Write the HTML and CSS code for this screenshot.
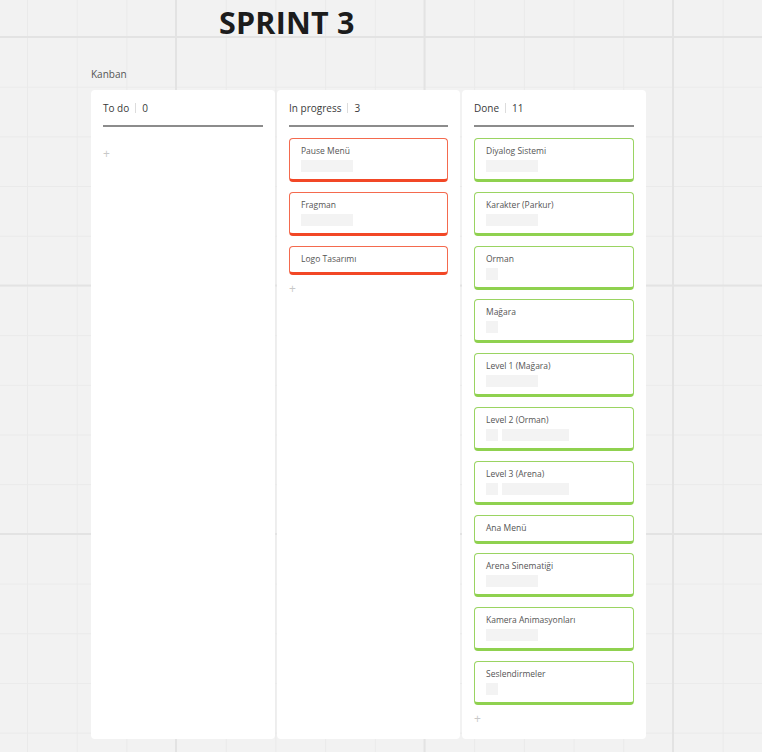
FILE: index.html
```html
<!DOCTYPE html>
<html lang="tr">
<head>
<meta charset="utf-8">
<title>Sprint 3</title>
<link rel="stylesheet" href="styles.css">
</head>
<body>
<div class="canvas">
  <h1 class="title">SPRINT 3</h1>
  <div class="board-label">Kanban</div>
  <div class="board">
    <section class="column col-wide">
      <header class="col-head"><span class="col-name">To do</span><span class="sep"></span><span class="count">0</span></header>
      <div class="cards"></div>
      <div class="add add-empty">+</div>
    </section>
    <section class="column col-mid">
      <header class="col-head"><span class="col-name">In progress</span><span class="sep"></span><span class="count">3</span></header>
      <div class="cards">
        <div class="card red"><div class="card-title">Pause Menü</div><div class="ph-row"><span class="ph ph-md"></span></div></div>
        <div class="card red"><div class="card-title">Fragman</div><div class="ph-row"><span class="ph ph-md"></span></div></div>
        <div class="card red"><div class="card-title">Logo Tasarımı</div></div>
      </div>
      <div class="add">+</div>
    </section>
    <section class="column col-wide">
      <header class="col-head"><span class="col-name">Done</span><span class="sep"></span><span class="count">11</span></header>
      <div class="cards">
        <div class="card green"><div class="card-title">Diyalog Sistemi</div><div class="ph-row"><span class="ph ph-md"></span></div></div>
        <div class="card green"><div class="card-title">Karakter (Parkur)</div><div class="ph-row"><span class="ph ph-md"></span></div></div>
        <div class="card green"><div class="card-title">Orman</div><div class="ph-row"><span class="ph ph-sm"></span></div></div>
        <div class="card green"><div class="card-title">Mağara</div><div class="ph-row"><span class="ph ph-sm"></span></div></div>
        <div class="card green"><div class="card-title">Level 1 (Mağara)</div><div class="ph-row"><span class="ph ph-md"></span></div></div>
        <div class="card green"><div class="card-title">Level 2 (Orman)</div><div class="ph-row"><span class="ph ph-sm"></span><span class="ph ph-lg"></span></div></div>
        <div class="card green"><div class="card-title">Level 3 (Arena)</div><div class="ph-row"><span class="ph ph-sm"></span><span class="ph ph-lg"></span></div></div>
        <div class="card green"><div class="card-title">Ana Menü</div></div>
        <div class="card green"><div class="card-title">Arena Sinematiği</div><div class="ph-row"><span class="ph ph-md"></span></div></div>
        <div class="card green"><div class="card-title">Kamera Animasyonları</div><div class="ph-row"><span class="ph ph-md"></span></div></div>
        <div class="card green"><div class="card-title">Seslendirmeler</div><div class="ph-row"><span class="ph ph-sm"></span></div></div>
      </div>
      <div class="add">+</div>
    </section>
  </div>
</div>
</body>
</html>
```

FILE: styles.css
```css
html, body {
  margin: 0;
  padding: 0;
  height: 100%;
}
body {
  font-family: "Open Sans", "Liberation Sans", sans-serif;
  color: #333;
  background-color: #f2f2f2;
  background-image:
    linear-gradient(to right, #e3e3e3 2px, transparent 2px),
    linear-gradient(to bottom, #e3e3e3 2px, transparent 2px),
    linear-gradient(to right, #eaeaea 1px, transparent 1px),
    linear-gradient(to bottom, #eaeaea 1px, transparent 1px);
  background-size: 248.5px 248.5px, 248.5px 248.5px, 49.7px 49.7px, 49.7px 49.7px;
  background-position: 175px 36px, 175px 36px, 27px 37px, 27px 37px;
  overflow: hidden;
}
.canvas {
  padding: 0 0 0 91px;
}
.title {
  margin: 0 0 0 128px;
  padding-top: 2px;
  font-size: 30.5px;
  line-height: 40px;
  font-weight: 700;
  color: #1c1c1c;
  letter-spacing: 0.2px;
}
.board-label {
  margin-top: 25px;
  font-size: 10px;
  line-height: 14px;
  color: #555;
}
.board {
  margin-top: 9px;
  display: flex;
  gap: 2px;
  height: 649px;
}
.column {
  background: #fff;
  border-radius: 4px;
  padding: 0 12px;
  box-sizing: border-box;
  display: flex;
  flex-direction: column;
}
.col-wide { width: 184px; }
.col-mid { width: 183px; }
.col-head {
  height: 37px;
  border-bottom: 2px solid #8c8c8c;
  display: flex;
  align-items: center;
  padding-top: 1px;
  box-sizing: border-box;
  font-size: 10px;
  color: #3a3a3a;
}
.sep {
  width: 1px;
  height: 10px;
  background: #dcdcdc;
  margin: 0 6px;
}
.cards {
  display: flex;
  flex-direction: column;
  gap: 9.8px;
  margin-top: 11px;
}
.card {
  border: 1px solid;
  border-bottom-width: 3px;
  border-radius: 4px;
  padding: 5px 10px 7px 11px;
  background: #fff;
}
.card.red { border-color: #f46a4e; border-bottom-color: #f24726; }
.card.green { border-color: #9ad462; border-bottom-color: #8fd14f; }
.card-title {
  font-size: 8.5px;
  line-height: 13px;
  color: #555;
}
.ph-row {
  display: flex;
  gap: 4px;
  margin: 3px 0 0;
}
.ph {
  display: block;
  height: 12px;
  background: #f3f3f3;
}
.ph-sm { width: 12px; }
.ph-md { width: 52px; }
.ph-lg { width: 67px; }
.add {
  color: #c8c8c8;
  font-size: 12px;
  line-height: 12px;
  margin-top: 8px;
}
.add.add-empty { margin-top: 10px; }
```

## Job
Copy each line above precisely, dropping the pictures.

## Output
Write the HTML and CSS code for this screenshot.
FILE: index.html
```html
<!DOCTYPE html>
<html lang="tr">
<head>
<meta charset="utf-8">
<title>Sprint 3</title>
<link rel="stylesheet" href="styles.css">
</head>
<body>
<div class="canvas">
  <h1 class="title">SPRINT 3</h1>
  <div class="board-label">Kanban</div>
  <div class="board">
    <section class="column col-wide">
      <header class="col-head"><span class="col-name">To do</span><span class="sep"></span><span class="count">0</span></header>
      <div class="cards"></div>
      <div class="add add-empty">+</div>
    </section>
    <section class="column col-mid">
      <header class="col-head"><span class="col-name">In progress</span><span class="sep"></span><span class="count">3</span></header>
      <div class="cards">
        <div class="card red"><div class="card-title">Pause Menü</div><div class="ph-row"><span class="ph ph-md"></span></div></div>
        <div class="card red"><div class="card-title">Fragman</div><div class="ph-row"><span class="ph ph-md"></span></div></div>
        <div class="card red"><div class="card-title">Logo Tasarımı</div></div>
      </div>
      <div class="add">+</div>
    </section>
    <section class="column col-wide">
      <header class="col-head"><span class="col-name">Done</span><span class="sep"></span><span class="count">11</span></header>
      <div class="cards">
        <div class="card green"><div class="card-title">Diyalog Sistemi</div><div class="ph-row"><span class="ph ph-md"></span></div></div>
        <div class="card green"><div class="card-title">Karakter (Parkur)</div><div class="ph-row"><span class="ph ph-md"></span></div></div>
        <div class="card green"><div class="card-title">Orman</div><div class="ph-row"><span class="ph ph-sm"></span></div></div>
        <div class="card green"><div class="card-title">Mağara</div><div class="ph-row"><span class="ph ph-sm"></span></div></div>
        <div class="card green"><div class="card-title">Level 1 (Mağara)</div><div class="ph-row"><span class="ph ph-md"></span></div></div>
        <div class="card green"><div class="card-title">Level 2 (Orman)</div><div class="ph-row"><span class="ph ph-sm"></span><span class="ph ph-lg"></span></div></div>
        <div class="card green"><div class="card-title">Level 3 (Arena)</div><div class="ph-row"><span class="ph ph-sm"></span><span class="ph ph-lg"></span></div></div>
        <div class="card green"><div class="card-title">Ana Menü</div></div>
        <div class="card green"><div class="card-title">Arena Sinematiği</div><div class="ph-row"><span class="ph ph-md"></span></div></div>
        <div class="card green"><div class="card-title">Kamera Animasyonları</div><div class="ph-row"><span class="ph ph-md"></span></div></div>
        <div class="card green"><div class="card-title">Seslendirmeler</div><div class="ph-row"><span class="ph ph-sm"></span></div></div>
      </div>
      <div class="add">+</div>
    </section>
  </div>
</div>
</body>
</html>
```

FILE: styles.css
```css
html, body {
  margin: 0;
  padding: 0;
  height: 100%;
}
body {
  font-family: "Open Sans", "Liberation Sans", sans-serif;
  color: #333;
  background-color: #f2f2f2;
  background-image:
    linear-gradient(to right, #e3e3e3 2px, transparent 2px),
    linear-gradient(to bottom, #e3e3e3 2px, transparent 2px),
    linear-gradient(to right, #eaeaea 1px, transparent 1px),
    linear-gradient(to bottom, #eaeaea 1px, transparent 1px);
  background-size: 248.5px 248.5px, 248.5px 248.5px, 49.7px 49.7px, 49.7px 49.7px;
  background-position: 175px 36px, 175px 36px, 27px 37px, 27px 37px;
  overflow: hidden;
}
.canvas {
  padding: 0 0 0 91px;
}
.title {
  margin: 0 0 0 128px;
  padding-top: 2px;
  font-size: 30.5px;
  line-height: 40px;
  font-weight: 700;
  color: #1c1c1c;
  letter-spacing: 0.2px;
}
.board-label {
  margin-top: 25px;
  font-size: 10px;
  line-height: 14px;
  color: #555;
}
.board {
  margin-top: 9px;
  display: flex;
  gap: 2px;
  height: 649px;
}
.column {
  background: #fff;
  border-radius: 4px;
  padding: 0 12px;
  box-sizing: border-box;
  display: flex;
  flex-direction: column;
}
.col-wide { width: 184px; }
.col-mid { width: 183px; }
.col-head {
  height: 37px;
  border-bottom: 2px solid #8c8c8c;
  display: flex;
  align-items: center;
  padding-top: 1px;
  box-sizing: border-box;
  font-size: 10px;
  color: #3a3a3a;
}
.sep {
  width: 1px;
  height: 10px;
  background: #dcdcdc;
  margin: 0 6px;
}
.cards {
  display: flex;
  flex-direction: column;
  gap: 9.8px;
  margin-top: 11px;
}
.card {
  border: 1px solid;
  border-bottom-width: 3px;
  border-radius: 4px;
  padding: 5px 10px 7px 11px;
  background: #fff;
}
.card.red { border-color: #f46a4e; border-bottom-color: #f24726; }
.card.green { border-color: #9ad462; border-bottom-color: #8fd14f; }
.card-title {
  font-size: 8.5px;
  line-height: 13px;
  color: #555;
}
.ph-row {
  display: flex;
  gap: 4px;
  margin: 3px 0 0;
}
.ph {
  display: block;
  height: 12px;
  background: #f3f3f3;
}
.ph-sm { width: 12px; }
.ph-md { width: 52px; }
.ph-lg { width: 67px; }
.add {
  color: #c8c8c8;
  font-size: 12px;
  line-height: 12px;
  margin-top: 8px;
}
.add.add-empty { margin-top: 10px; }
```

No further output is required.